Конечно, я не имел никакого представления о том, что Петр I уничтожил патриаршество и вот, спустя два с лишним столетия, а именно в октябре 1917 года, в Москве, в соборной палате, съехались члены собора для того, чтобы выбрать патриарха.

Я брал выпуски стенограмм, а они были под номерами — деяние первое, деяние второе… третье… тридцатое… — и удалялся в «тайник». Так называл комнату при кабинете, в которую вела сделанная под дубовую панель дверь. Окон в «тайнике» не было, свет поступал скрытно, через потолок. Скуповатый, правда, зимой в особенности, но читать можно было. В комнате, вдоль стен, тянулся своеобразный диван, похожий на железнодорожный. Очевидно, это была курительная комната. Табачный дым уходил из нее поразительно быстро: старшие ребята проверяли.

В «тайнике» присутствовала, конечно, таинственность.
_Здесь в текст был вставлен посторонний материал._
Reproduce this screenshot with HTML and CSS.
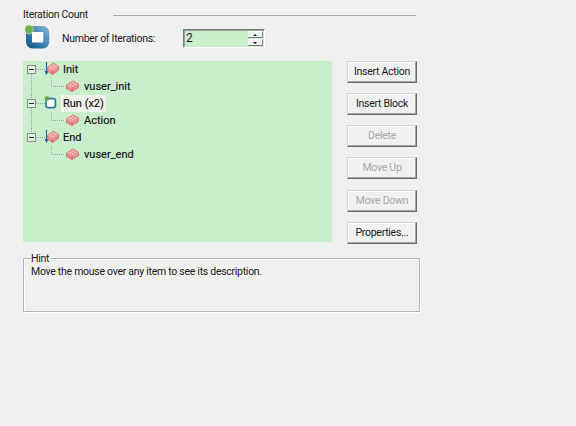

Присутствовала она и во всем доме, но в этой «закабинетной» комнате таинственность обретала особую силу. Учтите мой возраст, и читал я о совершенно неведомой жизни — заседаниях священников. Я вообще не знал, что священники заседают, да еще в разгар октябрьских событий. И с первых страниц — увлекательнейший детектив: «Милостивый государь архипастырь, если Вы пожелали сообщить синоду те или другие сведения особливо конфиденциальным способом, то для этого Вам препровождаются таблицы для шифрованной переписки». И подпись — обер-прокурор правительствующего синода Львов. Помню даже фамилию обер-прокурора.